Dal canto loro i Cinque Stelle premono invece per pubblicare i nomi dei responsabili e dei beneficiari degli affidamenti che hanno scavato il buco nei conti della banca.
L’ho detto anche in consiglio dei ministri. Capisco l’effetto mediatico di certe dichiarazioni, ma se ci sono persone che hanno commesso reati i nomi li farà la magistratura, non i politici. Ai politici tocca il compito di ragionare sulle soluzioni, non quello di fare i Robespierre. Anche perché non so quanta gente possa avere i titoli per farlo, e dopo tutto Robespierre finì male.
Intanto però torna a salire la temperatura sulla commissione banche e sul totonomi per la presidenza.
La commissione non aveva senso l’altra volta, come avevo detto sgolandomi senza ovviamente essere ascoltato dall’allora segretario del mio partito Matteo Renzi, poi l’esperienza di Casini riuscì ad anestetizzare gli ardori di molti. Se ci deve essere una nuova commissione, proviamo a dargli un senso, evitando di umiliare fino in fondo la dignità del Parlamento. Commissione d’inchiesta su cosa? Si può indagare sull’evoluzione e sui problemi del sistema bancario degli ultimi anni, ma non si possono certo fare processi sommari a un’autorità indipendente.
Tornando in Puglia, nell’elenco degli affanni della maggioranza c’è anche Taranto. A che punto è il decreto sulla città?
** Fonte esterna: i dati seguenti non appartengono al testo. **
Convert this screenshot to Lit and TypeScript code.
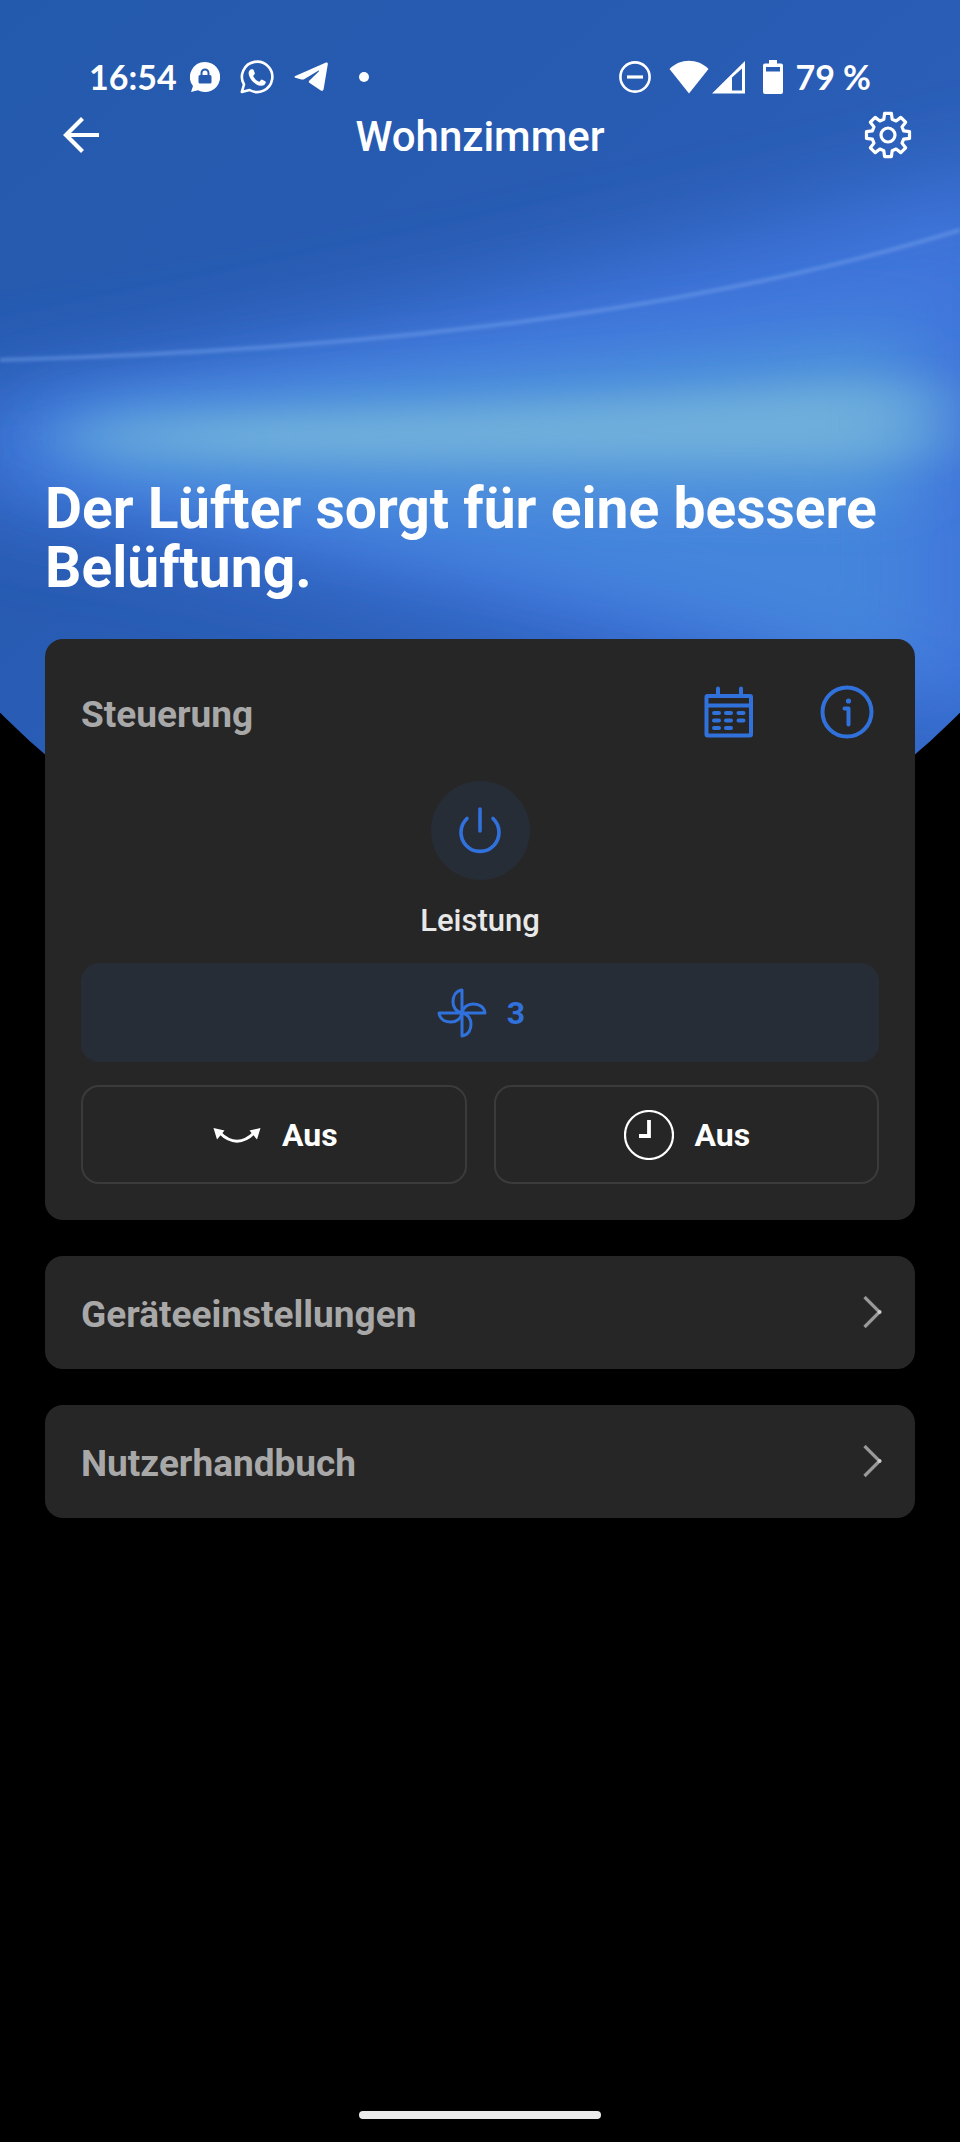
import { LitElement, html, css, svg } from "lit";
import { customElement, property } from "lit/decorators.js";

/** Outline of a cog with eight tapered teeth around the origin. */
function cogPath(teeth = 8, outer = 21.8, inner = 16.2): string {
  const point = (r: number, deg: number) => {
    const a = ((deg - 90) * Math.PI) / 180;
    return `${(r * Math.cos(a)).toFixed(2)} ${(r * Math.sin(a)).toFixed(2)}`;
  };
  let d = "";
  for (let i = 0; i < teeth; i++) {
    const a = (i * 360) / teeth;
    d += `${i ? "L" : "M"}${point(inner, a - 15)}L${point(outer, a - 9)}`;
    d += `L${point(outer, a + 9)}L${point(inner, a + 15)}`;
  }
  return d + "Z";
}

const blade = svg`<path d="M0 0V-23C-7-22-9-16-9-11C-9-6-6-1 0 0Z"/>`;

const icons = {
  lock: html`<svg width="30" height="30" viewBox="0 0 30 30" aria-hidden="true">
    <path fill="currentColor" fill-rule="evenodd" d="M15 0A15 15 0 1 1 8 28.2L1 30L3 24A15 15 0 0 1 15 0ZM10.500 13H10Q8.500 13 8.500 14.500V20Q8.500 21.500 10 21.500H20Q21.500 21.500 21.500 20V14.500Q21.500 13 20 13H19.500V11A4.500 4.500 0 0 0 10.500 11ZM12.500 13V11A2.500 2.500 0 0 1 17.500 11V13Z"/>
  </svg>`,
  phone: html`<svg width="34" height="34" viewBox="0 0 34 34" aria-hidden="true">
    <path fill="none" stroke="currentColor" stroke-width="2.600" stroke-linejoin="round" d="M1.800 32L4 24.500A15.200 15.200 0 1 1 9.500 30Z"/>
    <path fill="currentColor" d="M10.500 9.600C8.600 11 8.100 13.300 9.200 16C11.200 21 15.300 24.800 20.500 25.800C23.200 26.200 25.200 24.900 25.800 22.600Q26 21.600 25.200 21.200L22.200 19.700Q21.500 19.400 21 20L19.700 21.600Q19.300 22 18.600 21.600C16.300 20.400 14.600 18.600 13.400 16.400Q13.100 15.900 13.500 15.400L14.700 13.900Q15 13.400 14.800 12.900L13.600 10Q13.300 9.300 12.600 9.300Q11.200 9.200 10.500 9.600Z"/>
  </svg>`,
  plane: html`<svg width="34" height="30" viewBox="0 0 34 30" aria-hidden="true">
    <path fill="currentColor" d="M1.300 14L32 .600Q34 0 33.800 2.200L29.600 27.200Q29 29.600 26.800 28.400L15.300 20.800Q14.200 19.800 15.200 18.800L24.800 9.500Q25.600 8.300 24.200 8.700L10.500 17Q9 17.900 7.400 17.400L1.400 15.800Q-.400 15 1.300 14Z"/>
  </svg>`,
  silent: html`<svg width="34" height="34" viewBox="0 0 34 34" aria-hidden="true">
    <circle cx="17" cy="17" r="14.600" fill="none" stroke="currentColor" stroke-width="2.600"/>
    <path d="M9 17H25" stroke="currentColor" stroke-width="3.200"/>
  </svg>`,
  wifi: html`<svg width="40" height="34" viewBox="0 0 40 34" aria-hidden="true">
    <path fill="currentColor" d="M.500 9C11-2 29-2 39.500 9L20 33.500Z"/>
  </svg>`,
  signal: html`<svg width="34" height="34" viewBox="0 0 34 34" aria-hidden="true">
    <path fill="currentColor" fill-rule="evenodd" d="M0 33.500L33 1V33.500ZM20 17.500V30.500H30V8.500Z"/>
  </svg>`,
  battery: html`<svg width="20" height="34" viewBox="0 0 20 34" aria-hidden="true">
    <path fill="currentColor" fill-rule="evenodd" d="M6 0H14V3.500H18Q20 3.500 20 5.500V32Q20 34 18 34H2Q0 34 0 32V5.500Q0 3.500 2 3.500H6ZM3 7V11.500H17V7Z"/>
  </svg>`,
  back: html`<svg width="38" height="38" viewBox="0 0 38 38" aria-hidden="true">
    <path fill="none" stroke="currentColor" stroke-width="4.200" d="M37 19H4M20.500 2.500L4 19L20.500 35.500"/>
  </svg>`,
  cog: html`<svg width="48" height="48" viewBox="-24 -24 48 48" aria-hidden="true">
    <g fill="none" stroke="currentColor" stroke-width="3.200" stroke-linejoin="round">
      <path d=${cogPath()}/><circle r="7"/>
    </g>
  </svg>`,
  calendar: html`<svg width="50" height="52" viewBox="0 0 50 52" aria-hidden="true">
    <g fill="none" stroke="currentColor" stroke-width="4">
      <rect x="2.500" y="10" width="44.500" height="39.500" rx="1"/>
      <path d="M3 19.500H47"/>
      <path stroke-linecap="round" d="M14 2.500V9M37 2.500V9M10 27H15M22 27H27M34.500 27H39.500M10 34.500H15M22 34.500H27M34.500 34.500H39.500M10 42H15M22 42H27"/>
    </g>
  </svg>`,
  info: html`<svg width="54" height="54" viewBox="0 0 54 54" aria-hidden="true">
    <circle cx="27" cy="27" r="24.500" fill="none" stroke="currentColor" stroke-width="4"/>
    <circle cx="28.500" cy="16" r="2.600" fill="currentColor"/>
    <path fill="none" stroke="currentColor" stroke-width="4" stroke-linecap="round" stroke-linejoin="round" d="M24.500 23.500H28.500V39.500"/>
  </svg>`,
  power: html`<svg width="50" height="50" viewBox="0 0 50 50" aria-hidden="true">
    <path fill="none" stroke="currentColor" stroke-width="3.600" stroke-linecap="round" d="M25 3V25M12 12.500A19 19 0 1 0 38 12.500"/>
  </svg>`,
  fan: html`<svg width="50" height="50" viewBox="-25 -25 50 50" aria-hidden="true">
    <g fill="none" stroke="currentColor" stroke-width="3" stroke-linejoin="round">
      <g>${blade}</g>
      <g transform="rotate(90)">${blade}</g>
      <g transform="rotate(180)">${blade}</g>
      <g transform="rotate(270)">${blade}</g>
    </g>
  </svg>`,
  swing: html`<svg width="50" height="50" viewBox="0 0 50 50" aria-hidden="true">
    <path fill="none" stroke="currentColor" stroke-width="3" d="M7.500 22.500Q25 40 42.500 22.500"/>
    <path fill="currentColor" d="M1.500 18L12.500 20.500L5 29.500ZM48.500 18L37.500 20.500L45 29.500Z"/>
  </svg>`,
  clock: html`<svg width="50" height="50" viewBox="0 0 50 50" aria-hidden="true">
    <circle cx="25" cy="25" r="24" fill="none" stroke="currentColor" stroke-width="2.200"/>
    <path fill="none" stroke="currentColor" stroke-width="3.800" d="M25 10V26H15"/>
  </svg>`,
  chevron: html`<svg width="20" height="34" viewBox="0 0 20 34" aria-hidden="true">
    <path fill="none" stroke="#999" stroke-width="3.200" d="M2.500 1L17.500 16L2.500 31"/>
    <circle cx="17.500" cy="16" r="2" fill="#ccc"/>
  </svg>`,
};

@customElement("hero-backdrop")
class HeroBackdrop extends LitElement {
  static styles = css`
    :host {
      display: block;
    }
    .art {
      display: block;
      width: 100%;
      height: 800px;
    }
  `;

  render() {
    return html`<svg class="art" viewBox="0 0 960 800" preserveAspectRatio="none" aria-hidden="true">
      <defs>
        <clipPath id="dome"><circle cx="480" cy="245" r="670"/></clipPath>
        <linearGradient id="base" x1="0" y1="0" x2="1" y2="1">
          <stop offset="0" stop-color="#245aae"/>
          <stop offset=".4" stop-color="#285bb2"/>
          <stop offset="1" stop-color="#3267c6"/>
        </linearGradient>
        <linearGradient id="beam" x1="0" y1="0" x2="1" y2="0">
          <stop offset="0" stop-color="#6eaedc" stop-opacity=".3"/>
          <stop offset=".2" stop-color="#6eaedc"/>
          <stop offset=".88" stop-color="#6eaedc"/>
          <stop offset="1" stop-color="#6eaedc" stop-opacity=".4"/>
        </linearGradient>
        <filter id="wide" x="-20%" y="-40%" width="140%" height="180%"><feGaussianBlur stdDeviation="46 44"/></filter>
        <filter id="medium" x="-20%" y="-40%" width="140%" height="180%"><feGaussianBlur stdDeviation="44 28"/></filter>
        <filter id="halo" x="-20%" y="-100%" width="140%" height="300%"><feGaussianBlur stdDeviation="40 24"/></filter>
        <filter id="narrow" x="-20%" y="-100%" width="140%" height="300%"><feGaussianBlur stdDeviation="34 15"/></filter>
        <filter id="line" x="-5%" y="-10%" width="110%" height="120%"><feGaussianBlur stdDeviation="1.4"/></filter>
      </defs>
      <g clip-path="url(#dome)">
        <rect width="960" height="800" fill="url(#base)"/>
        <path d="M-40 400C240 345 620 270 1030 160V730C700 670 380 570 -40 500Z" fill="#3f76dc" filter="url(#wide)"/>
        <path d="M50 410C300 370 600 345 920 310V690C760 610 400 550 50 475Z" fill="#4585dc" filter="url(#medium)"/>
        <path d="M90 412C360 395 640 385 900 355V500C600 495 350 490 90 468Z" fill="#569adb" filter="url(#halo)"/>
        <path d="M60 425C360 414 640 405 950 380V458C600 460 350 460 60 450Z" fill="url(#beam)" filter="url(#narrow)"/>
        <path d="M0 360C380 350 700 310 960 230" fill="none" stroke="#78a4ee" stroke-opacity=".42" stroke-width="4.500" filter="url(#line)"/>
      </g>
    </svg>`;
  }
}

@customElement("link-card")
class LinkCard extends LitElement {
  @property() label = "";
  @property() target = "#";

  static styles = css`
    :host {
      display: block;
    }
    .link {
      display: flex;
      align-items: center;
      justify-content: space-between;
      height: 113px;
      padding: 0 33px 0 36px;
      box-sizing: border-box;
      border-radius: 18px;
      background: #262626;
      color: #a8a8a8;
      text-decoration: none;
      font-size: 37px;
      font-weight: 700;
      line-height: 44px;
    }
    .label {
      padding-top: 4px;
    }
    svg {
      display: block;
    }
  `;

  render() {
    return html`<a class="link" href=${this.target}>
      <span class="label">${this.label}</span>${icons.chevron}
    </a>`;
  }
}

@customElement("app-root")
class AppRoot extends LitElement {
  static styles = css`
    :host {
      display: flex;
      flex-direction: column;
      position: relative;
      min-height: 100vh;
      background: #000;
      color: #fff;
      font-family: Roboto, "Liberation Sans", sans-serif;
    }
    svg {
      display: block;
      flex: none;
    }
    h1,
    h2,
    p {
      margin: 0;
    }
    button {
      display: flex;
      align-items: center;
      justify-content: center;
      margin: 0;
      padding: 0;
      border: 0;
      background: none;
      color: inherit;
      font: inherit;
      cursor: pointer;
    }
    .backdrop {
      position: absolute;
      inset: 0 0 auto;
    }
    .page {
      position: relative;
      display: flex;
      flex-direction: column;
      flex: 1;
    }
    .status {
      display: flex;
      align-items: center;
      justify-content: space-between;
      height: 42px;
      padding: 56px 89px 0;
      font-family: Lato, sans-serif;
      font-size: 34px;
      font-weight: 700;
      line-height: 42px;
    }
    .group {
      display: flex;
      align-items: center;
    }
    .notices {
      display: flex;
      align-items: center;
      gap: 20px;
      padding-left: 13px;
    }
    .dot {
      width: 10px;
      height: 10px;
      margin-left: 11px;
      border-radius: 50%;
      background: #fff;
    }
    .radio {
      display: flex;
      gap: 3px;
      padding: 0 17px;
    }
    .percent {
      padding-left: 12px;
    }
    .toolbar {
      display: grid;
      grid-template-columns: 1fr auto 1fr;
      align-items: center;
      height: 74px;
      padding: 0 48px;
    }
    .title {
      padding-top: 3px;
      font-size: 42px;
      font-weight: 500;
      line-height: 48px;
    }
    .end {
      justify-self: end;
    }
    .start {
      justify-self: start;
      padding-left: 14px;
    }
    .content {
      display: flex;
      flex-direction: column;
      gap: 36px;
      padding: 307px 45px 0;
    }
    .headline {
      padding-bottom: 6px;
      font-size: 57px;
      font-weight: 700;
      line-height: 59px;
    }
    .panel {
      display: flex;
      flex-direction: column;
      padding: 36px;
      border-radius: 18px;
      background: #262626;
    }
    .head {
      display: flex;
      align-items: center;
      justify-content: space-between;
      height: 76px;
      padding-right: 5px;
    }
    .name {
      padding-top: 3px;
      color: #a8a8a8;
      font-size: 37px;
      font-weight: 700;
      line-height: 44px;
    }
    .tools {
      display: flex;
      align-items: center;
      gap: 66px;
      padding-bottom: 2px;
      color: #3071dc;
    }
    .power {
      display: flex;
      flex-direction: column;
      align-items: center;
      gap: 21px;
      padding: 30px 0 23px;
      color: #e8e8e8;
      font-size: 31px;
      font-weight: 500;
      line-height: 39px;
    }
    .round {
      width: 99px;
      height: 99px;
      border-radius: 50%;
      background: #272d36;
      color: #3071dc;
    }
    .modes {
      display: grid;
      grid-template-columns: 1fr 1fr;
      gap: 23px 27px;
    }
    .mode {
      gap: 20px;
      height: 99px;
      padding-left: 2px;
      box-sizing: border-box;
      border: 2px solid #3b3b3b;
      border-radius: 18px;
      font-size: 32px;
      font-weight: 700;
      line-height: 40px;
    }
    .speed {
      grid-column: 1 / -1;
      border-color: #272d36;
      background: #272d36;
      color: #3071dc;
    }
    .home {
      width: 242px;
      height: 8px;
      margin: auto auto 23px;
      border-radius: 4px;
      background: #ebebeb;
    }
  `;

  render() {
    return html`
      <hero-backdrop class="backdrop"></hero-backdrop>
      <div class="page">
        <div class="status">
          <div class="group">
            <span>16:54</span>
            <div class="notices">${icons.lock}${icons.phone}${icons.plane}<span class="dot"></span></div>
          </div>
          <div class="group">
            ${icons.silent}
            <div class="radio">${icons.wifi}${icons.signal}</div>
            ${icons.battery}<span class="percent">79 %</span>
          </div>
        </div>
        <header class="toolbar">
          <button class="start" aria-label="Zurück">${icons.back}</button>
          <h1 class="title">Wohnzimmer</h1>
          <button class="end" aria-label="Einstellungen">${icons.cog}</button>
        </header>
        <main class="content">
          <p class="headline">Der Lüfter sorgt für eine bessere Belüftung.</p>
          <section class="panel">
            <div class="head">
              <h2 class="name">Steuerung</h2>
              <div class="tools">
                <button aria-label="Zeitplan">${icons.calendar}</button>
                <button aria-label="Info">${icons.info}</button>
              </div>
            </div>
            <div class="power">
              <button class="round" aria-labelledby="power-label">${icons.power}</button>
              <span id="power-label">Leistung</span>
            </div>
            <div class="modes">
              <button class="mode speed">${icons.fan}<span>3</span></button>
              <button class="mode">${icons.swing}<span>Aus</span></button>
              <button class="mode">${icons.clock}<span>Aus</span></button>
            </div>
          </section>
          <link-card label="Geräteeinstellungen" target="#einstellungen"></link-card>
          <link-card label="Nutzerhandbuch" target="#handbuch"></link-card>
        </main>
        <div class="home"></div>
      </div>
    `;
  }
}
Sono certo che il provvedimento ci sarà e si troverà il modo migliore per avviare gli investimenti necessari a rafforzare il tessuto socioeconomico di una città che ha dato molto all’Italia e dall’Italia non ha ricevuto altrettanto. In questo contesto all’Ilva deve rimanere il ciclo integrato dell’acciaio, perché l’idea di farla sfruttare alla multinazionale di turno come un grande piazzale sul Mediterraneo dove arrivano i semilavorati di ogni parte del mondo sarebbe l’inizio della fine.
Anche su questo, la discussione con gli alleati, M5S in primis, non è semplice.
Ma questo è il tempo che ci è dato di vivere.